Ed è quel che accade nell'ultimo movimento, una delle cattedrali sonore più ardite che Schubert abbia concepito. E con tre soli strumenti. Parte il pianoforte, solo, nell'apparente svagatezza di un ritmo cullante in 6/8 e cede rapidamente il passo a disegni ora ampi ora tempestosi che delineano una forma che scuote le coordinate della Sonata e del Rondò alla ricerca di equilibri estremi, facendo tornare le idee tematiche dei primi due movimenti e poi quelle dell'Andante, in un gioco parossistico tra lirismo e tenebra, canto e marcia, speranza e dolore. Lo sviluppo attraversa tonalità drammatiche, fino al ritorno del tema iniziale che si prosciuga gradualmente riducendosi infine a un brandello del tema originario; ed è allora che riappare il desolato tema dell'Andante e questa pacata ma sinistra irruzione diventa uno dei momenti più emozionanti della musica di Schubert. Solo quando la disintegrazione sembra completa, dalle rovine nascono nuovamente melodie e ritmi ormai purificati in armonie e timbri di una consolazione attenuata, vellutata: indizio certo d’un nuovo principio.

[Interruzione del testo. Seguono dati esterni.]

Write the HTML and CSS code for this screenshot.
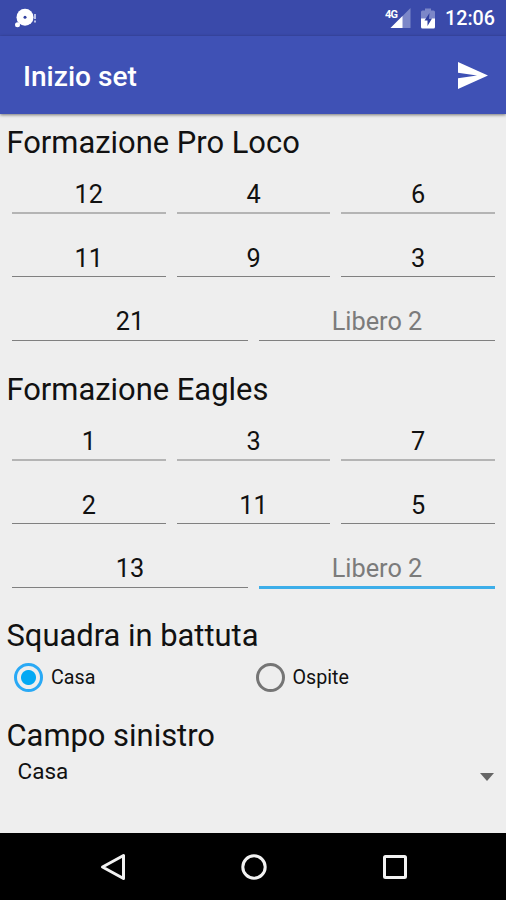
FILE: index.html
```html
<!DOCTYPE html>
<html lang="it">
<head>
<meta charset="utf-8">
<title>Inizio set</title>
<link rel="stylesheet" href="styles.css">
</head>
<body>
<div class="status">
  <svg class="app-icon" width="24" height="20" viewBox="0 0 24 20"><circle cx="11" cy="9.300" r="8.500" fill="#fff"/><circle cx="3.500" cy="16.800" r="2.500" fill="#fff"/><circle cx="11" cy="9.300" r="1.500" fill="#303f9f"/><path d="M21 6v5M21 12.500v2" stroke="#b9c0e6" stroke-width="2"/></svg>
  <svg class="signal" width="26" height="22" viewBox="0 0 26 22"><path d="M5.500 21L25.500 1v20z" fill="#7c87c8"/><path d="M5.500 21L17.500 9v12z" fill="#fff"/><text class="net" x="0" y="10.500" textLength="13">4G</text></svg>
  <svg class="battery" width="14" height="21" viewBox="0 0 14 21"><path d="M0 11V4q0-1.500 1.500-1.500H4V.5h6v2h2.500Q14 2.500 14 4v7z" fill="#7c87c8"/><path d="M0 10.500h14V19q0 1.500-1.500 1.500h-11Q0 20.500 0 19z" fill="#fff"/><path d="M8.500 5L3.500 12.500H6.500V18L11 10.500H8z" fill="#303f9f"/></svg>
  <span class="clock">12:06</span>
</div>
<header class="toolbar">
  <h1>Inizio set</h1>
  <svg width="30" height="27" viewBox="0 0 30 27"><path d="M0 0L30 13.500 0 27V16.200L19 13.500 0 10.800z" fill="#fff"/></svg>
</header>
<main>
  <section>
    <h2>Formazione Pro Loco</h2>
    <div class="row first"><span>12</span><span>4</span><span>6</span></div>
    <div class="row"><span>11</span><span>9</span><span>3</span></div>
    <div class="row"><span>21</span><span class="hint">Libero 2</span></div>
  </section>
  <section>
    <h2>Formazione Eagles</h2>
    <div class="row first"><span>1</span><span>3</span><span>7</span></div>
    <div class="row"><span>2</span><span>11</span><span>5</span></div>
    <div class="row"><span>13</span><span class="hint focus">Libero 2</span></div>
  </section>
  <h2>Squadra in battuta</h2>
  <div class="radios">
    <div class="radio"><i class="dot on"></i>Casa</div>
    <div class="radio"><i class="dot"></i>Ospite</div>
  </div>
  <h2 class="field-title">Campo sinistro</h2>
  <div class="spinner"><span>Casa</span><svg width="14" height="8" viewBox="0 0 14 8"><path d="M0 0h14L7 8z" fill="#666"/></svg></div>
</main>
<nav>
  <svg width="26" height="28" viewBox="0 0 26 28"><path d="M23.500 2.500v23L2.500 14z"/></svg>
  <svg width="26" height="28" viewBox="0 0 26 28"><circle cx="13" cy="14" r="11.200"/></svg>
  <svg width="26" height="28" viewBox="0 0 26 28"><rect x="2.500" y="3.500" width="21" height="21" rx="1"/></svg>
</nav>
</body>
</html>
```

FILE: styles.css
```css
* { box-sizing: border-box; }
body {
  margin: 0;
  height: 900px;
  display: flex;
  flex-direction: column;
  overflow: hidden;
  background: #eee;
  color: #111;
  font-family: Roboto, sans-serif;
}
.status {
  height: 36px;
  flex: none;
  display: flex;
  align-items: center;
  padding: 0 11px 0 14px;
  background: #3a4aaa;
  color: #fff;
}
.app-icon { margin-right: auto; }
.signal { margin-right: 10px; }
.battery { margin-right: 10px; }
.net { font: bold 11px Roboto, sans-serif; fill: #fff; }
.clock { font-size: 19.7px; font-weight: 500; line-height: 36px; padding-top: 2px; }
.toolbar {
  height: 78px;
  flex: none;
  display: flex;
  align-items: center;
  justify-content: space-between;
  padding: 0 18px 0 23px;
  background: #3f51b5;
  color: #fff;
  box-shadow: 0 1px 3px rgba(0, 0, 0, .5);
}
h1 { margin: 0; padding-top: 2px; font-size: 28.1px; font-weight: 500; }
main { flex: 1; }
section { height: 246.5px; }
h2 {
  margin: 0;
  height: 56px;
  padding: 1px 0 0 6.5px;
  font-size: 30.9px;
  font-weight: 400;
  line-height: 56px;
}
.row {
  display: flex;
  gap: 11px;
  height: 43px;
  margin: 0 11px 21px 12px;
}
.row span {
  flex: 1;
  padding-top: 5px;
  border-bottom: 1px solid #808080;
  font-size: 25.3px;
  line-height: 40px;
  text-align: center;
}
.row.first { height: 44px; margin-bottom: 20px; }
.row.first span { border-bottom: 2px solid #b4b4b4; }
.row .hint { color: #7b7b7b; }
.row:last-child span { padding-top: 4px; }
.row .focus { height: 44px; border-bottom: 3px solid #3daee9; }
.radios { display: flex; height: 45px; padding-left: 14px; }
.radio {
  width: 241.5px;
  display: flex;
  align-items: center;
  height: 29px;
  font-size: 19.7px;
}
.dot {
  width: 29px;
  height: 29px;
  margin-right: 8px;
  border: 3px solid #757575;
  border-radius: 50%;
}
.dot.on {
  border-color: #29a9f5;
  background: radial-gradient(circle, #03a9f4 7px, transparent 8px);
}
.field-title { padding-top: 0; }
.spinner {
  display: flex;
  justify-content: space-between;
  align-items: center;
  height: 26px;
  padding: 0 12px 0 17.5px;
  font-size: 22.5px;
}
.spinner span { padding-bottom: 12px; }
nav {
  height: 67px;
  flex: none;
  display: flex;
  justify-content: center;
  align-items: center;
  gap: 115px;
  padding-left: 1px;
  background: #000;
}
nav path, nav circle, nav rect { fill: none; stroke: #f2f2f2; stroke-width: 3; stroke-linejoin: round; }
```
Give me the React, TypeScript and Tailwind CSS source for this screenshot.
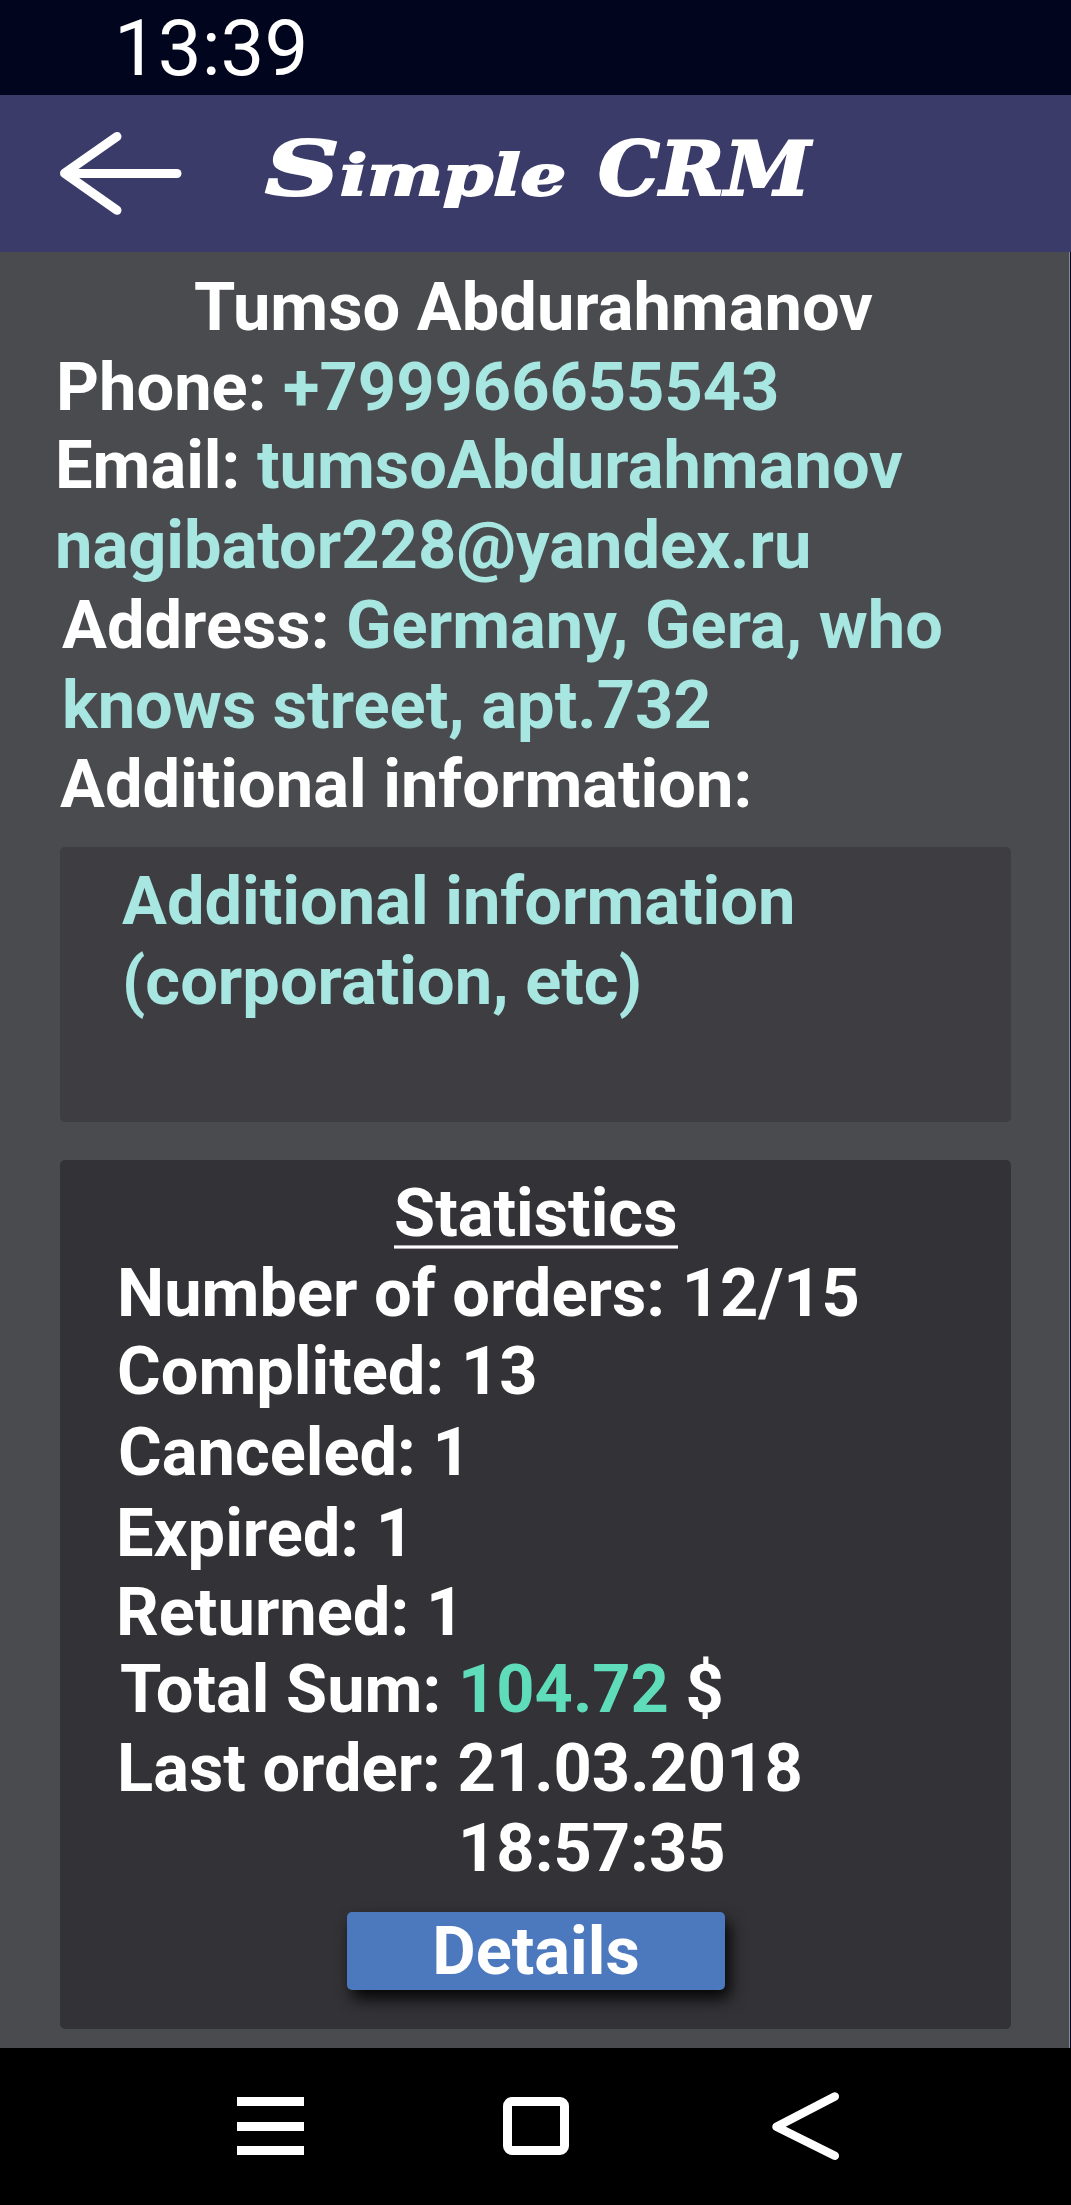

Per questa sontuosa pagina il commento più adatto lo diede forse lo stesso Schubert, rispondendo, il 1° agosto 1828, a una domanda di Probst e affermando che «l'opera non è dedicata, a nessuno, se non a chi l'apprezzerà. Sarà la dedica più proficua».

Pierpaolo Zurlo

Curiosando

1797

Nell’anno della nascita di Schubert, il 25enne Novalis (pseudonimo di Georg Friedrich Philipp Freiherr von Hardenberg) comincia ad elaborare in un ciclo unitario i suoi sei Hymnen an die Nacht (Inni alla notte) che sono il suo unico ciclo di poesia compiuto pubblicato in vita.
Scritti in prosa ritmica (ad eccezione del VI, della fine del IV e di tre parti del V), costituiscono un organico poema che ha come tema la vittoria sulla morte vista da una prospettiva eroico-filosofico-religiosa che respira della visione d’un mondo nuovo, “romantico”, in consapevole contrasto con il mondo della Klassik e dell’Aufklärung (Illuminismo) e che si nutre dell’emozione d’uno spazio e d’un tempo aboliti, del superamento della soglia tra mondo visibile e quello invisibile, dell'ingresso in una dimensione ulteriore che può donare, a chi ne partecipa, la misura dell'illusorietà della vita materiale.

1828

Dopo aver lavorato a Lucca, a Milano (dove Casa Ricordi stampa, nel 1820, la prima edizione dei suoi Capricci e dove, alla Scala, ottiene la sua consacrazione ufficiale) ed a Roma (dove nel 1827 viene insignito dell’ordine dello Speron d’Oro, la più ambita onorificenza concessa dal Papa), Paganini decide di lasciare l’Italia e in quest’anno, a bordo d’una carrozza, lascia Genova per intraprendere il suo tour europeo: prima tappa, Vienna, dove tiene 14 concerti tra il 29 marzo e il 24 luglio, richiamando folle di ammiratori e i principali musicisti della città, da Schubert a Strauss senior.